Ousmane Baldé, agro-éleveur de 35 ans, vit dans la petite ville de Paroumba au sud du Sénégal, avec ses quatre enfants, sa femme, ses frères et ses parents. En 2022, il a dédié une partie de son champ au projet « Thiellal », mené par AVSF et l’ONG Solthis, afin d’y créer un champ-école.
Un usage dangereux des pesticides
En Casamance, l’utilisation de pesticides dangereux, destinés à la culture du coton, s’est étendue aux cultures alimentaires. Ousmane n’a pas été épargné par cette tendance. Avant le projet, il cultivait le coton, l’arachide, le riz et le maïs à l’aide d’engrais chimiques et de pesticides. C’était pour lui le seul moyen d’avoir des rendements suffisants pour nourrir sa famille et vendre une partie de sa production sur le marché local.
Ces produits chimiques, devenus monnaie courante, ne sont pourtant pas sans conséquences sur la vie des sols et la santé de la population, des animaux et de l’environnement.
Les champs-écoles : terrain fertile pour l’expérimentation
Se passer de pesticides, oui, mais comment ? Pour permettre aux paysans et paysannes de la région d’adopter des pratiques agroécologiques et réduire l’utilisation d’intrants chimiques, particulièrement pour les cultures destinées à la consommation, Ousmane s’est engagé en tant que « facilitateur » dans le projet Thiellal. Bénévolement, il a dédié une partie de son terrain pour le transformer en champ-école.
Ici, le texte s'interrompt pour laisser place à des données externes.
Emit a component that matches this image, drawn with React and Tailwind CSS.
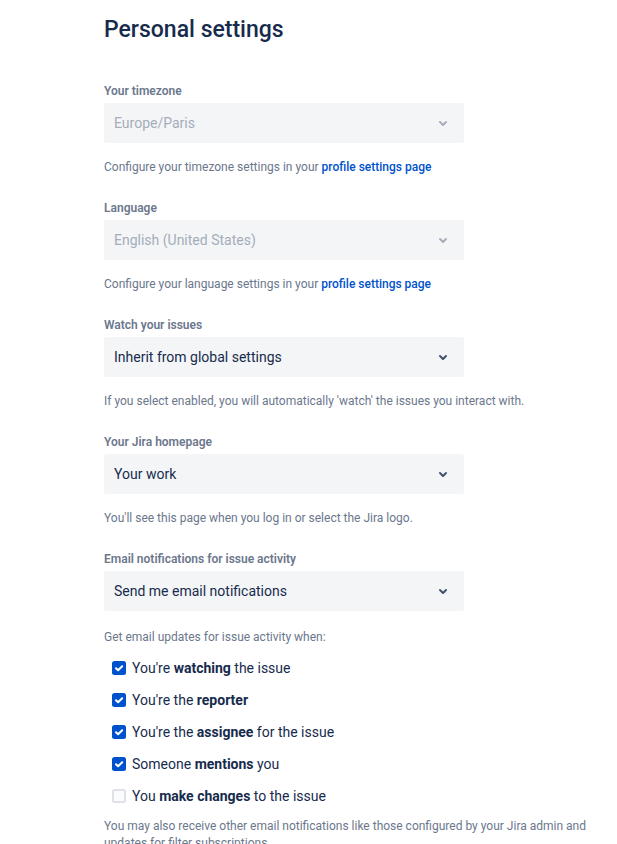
import React from "react";

const font = { fontFamily: 'Roboto, "Noto Sans", sans-serif' };

function Chevron({ disabled }) {
  return (
    <svg width="24" height="24" viewBox="0 0 24 24" className={disabled ? "text-[#A5ADBA]" : "text-[#42526E]"}>
      <path
        fill="currentColor"
        fillRule="evenodd"
        d="M8.292 10.293a1.009 1.009 0 000 1.419l2.939 2.965c.218.215.5.322.779.322s.556-.107.769-.322l2.93-2.955a1.01 1.01 0 000-1.419.987.987 0 00-1.406 0l-2.298 2.317-2.307-2.327a.99.99 0 00-1.406 0z"
      />
    </svg>
  );
}

function Select({ value, disabled }) {
  return (
    <div className="mt-1 flex h-10 w-[360px] items-center justify-between rounded-[3px] bg-[#F4F5F7] pl-[10px] pr-[9px]">
      <span className={"text-[14px] leading-5 " + (disabled ? "text-[#A5ADBA]" : "text-[#172B4D]")}>{value}</span>
      <Chevron disabled={disabled} />
    </div>
  );
}

function Label({ children }) {
  return <div className="pt-px text-[12px] font-semibold leading-4 text-[#6B778C]">{children}</div>;
}

function Helper({ children }) {
  return <p className="mt-4 text-[12px] leading-4 text-[#6B778C]">{children}</p>;
}

function Link() {
  return <a className="font-medium text-[#0052CC]">profile settings page</a>;
}

function Check({ checked, children }) {
  return (
    <div className="flex h-8 items-center">
      <div className="flex w-[28px] justify-center pl-[2px]">
        {checked ? (
          <svg width="14" height="14" viewBox="0 0 14 14">
            <rect x="0" y="0" width="14" height="14" rx="2.5" fill="#0052CC" />
            <path d="M4 7.2l2.1 2.1L10.2 5.2" stroke="#fff" strokeWidth="2" fill="none" strokeLinecap="round" strokeLinejoin="round" />
          </svg>
        ) : (
          <div className="h-[14px] w-[14px] rounded-[2.5px] border-2 border-[#DFE1E6] bg-[#FAFBFC]" />
        )}
      </div>
      <span className="text-[14px] leading-5 text-[#172B4D]">{children}</span>
    </div>
  );
}

export default function App() {
  return (
    <div className="min-h-[844px] bg-white pl-[104px] pt-[16px]" style={font}>
      <h1 className="text-[23px] font-medium leading-[28px] text-[#172B4D]">Personal settings</h1>

      <div className="mt-[38px]">
        <Label>Your timezone</Label>
        <Select value="Europe/Paris" disabled />
        <Helper>
          Configure your timezone settings in your <Link />
        </Helper>
      </div>

      <div className="mt-[24px]">
        <Label>Language</Label>
        <Select value="English (United States)" disabled />
        <Helper>
          Configure your language settings in your <Link />
        </Helper>
      </div>

      <div className="mt-[24px]">
        <Label>Watch your issues</Label>
        <Select value="Inherit from global settings" />
        <Helper>If you select enabled, you will automatically 'watch' the issues you interact with.</Helper>
      </div>

      <div className="mt-[24px]">
        <Label>Your Jira homepage</Label>
        <Select value="Your work" />
        <Helper>You'll see this page when you log in or select the Jira logo.</Helper>
      </div>

      <div className="mt-[24px]">
        <Label>Email notifications for issue activity</Label>
        <Select value="Send me email notifications" />
        <p className="mt-[18px] text-[12px] leading-4 text-[#6B778C]">Get email updates for issue activity when:</p>
        <div className="mt-[7px]">
          <Check checked>
            You're <b className="font-bold">watching</b> the issue
          </Check>
          <Check checked>
            You're the <b className="font-bold">reporter</b>
          </Check>
          <Check checked>
            You're the <b className="font-bold">assignee</b> for the issue
          </Check>
          <Check checked>
            Someone <b className="font-bold">mentions</b> you
          </Check>
          <Check>
            You <b className="font-bold">make changes</b> to the issue
          </Check>
        </div>
        <p className="mt-[6px] w-[490px] text-[12px] leading-[17px] text-[#6B778C]">
          You may also receive other email notifications like those configured by your Jira admin and updates for filter subscriptions.
        </p>
      </div>
    </div>
  );
}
Ces champs se sont imposés depuis plus de 70 ans comme des laboratoires vivants où les paysans et paysannes peuvent co-construire et tester des pratiques agricoles. Ils et elles répliquent ensuite les pratiques les plus efficaces sur leurs propres parcelles. Ce sont des lieux d’échange d’expériences et d’innovations agroécologiques adaptées aux besoins spécifiques des producteurs et productrices qu’AVSF met en place à travers de nombreux projets dans le monde.
Adama Diamanka, paysanne, a suivi les six ateliers organisés l’année dernière sur le terrain d’Ousmane. Comme beaucoup de femmes, elle s’occupe principalement du maraîchage (gombo, oseille, aubergines, tomates, piments et choux, laitue…). En mettant en œuvre les bonnes pratiques apprises, telles que le compostage, une meilleure gestion de l’eau et des techniques de semis plus adaptées, elle a non seulement augmenté ses rendements, mais a également amélioré la qualité de ses produits tout en évitant l’épandage de pesticides et engrais chimiques. Plus attrayants pour la clientèle, ses légumes se vendent plus facilement sur le marché. Elle témoigne de l’impact considérable sur ses revenus : « avant, je gagnais peu, entre 2000 et 3000 francs CFA par mois, comme les rendements ont augmenté et les dépenses liées à l’achat de produits chimiques ont diminué, je gagne maintenant entre 10 000 et 12 000 francs CFA par mois. »
Sensibiliser la population locale
De son côté, Ousmane est aujourd’hui en mesure de fabriquer lui-même des bio-fertilisants et bio-pesticides et a appris à semer en fonction de l’emplacement du champ. Après avoir testé la production de riz et de maïs agroécologiques l’année dernière, il constate les mêmes résultats qu’Adama sur sa production : « j’ai eu de très bons rendements et aucun problème. Je suis convaincu par cette démarche et je vais continuer la sensibilisation au niveau du village pour que les gens arrêtent les produits chimiques. » Non content d’être le facilitateur du champ-école, ce dernier joue donc également le rôle d’ambassadeur des pratiques durables apprises avec le projet Thiellal auprès de sa communauté.
Augmentation de la productivité, meilleur goût et moins de risques pour la santé et l’environnement : les résultats sont sans appel et encouragent les paysans et paysannes comme Ousmane et Adama à poursuivre dans cette voie, et à faire la promotion de ces pratiques autour d’eux.
Zoom | Projet Thiellal
Le projet Thiellal est mis en œuvre dans 4 communes du département de Vélingara. Il vise à concrétiser l’approche « One Health » (une seule santé) en vue d’une transition agroécologique et d’une meilleure santé des populations, des animaux et de l’environnement. L’innovation du projet réside dans une démarche participative qui inclut une large diversité d’acteurs locaux de différents secteurs (agriculture, élevage, médecine humaine et animale, environnement) pour faire émerger, prioriser puis traiter durablement les problématiques de santé.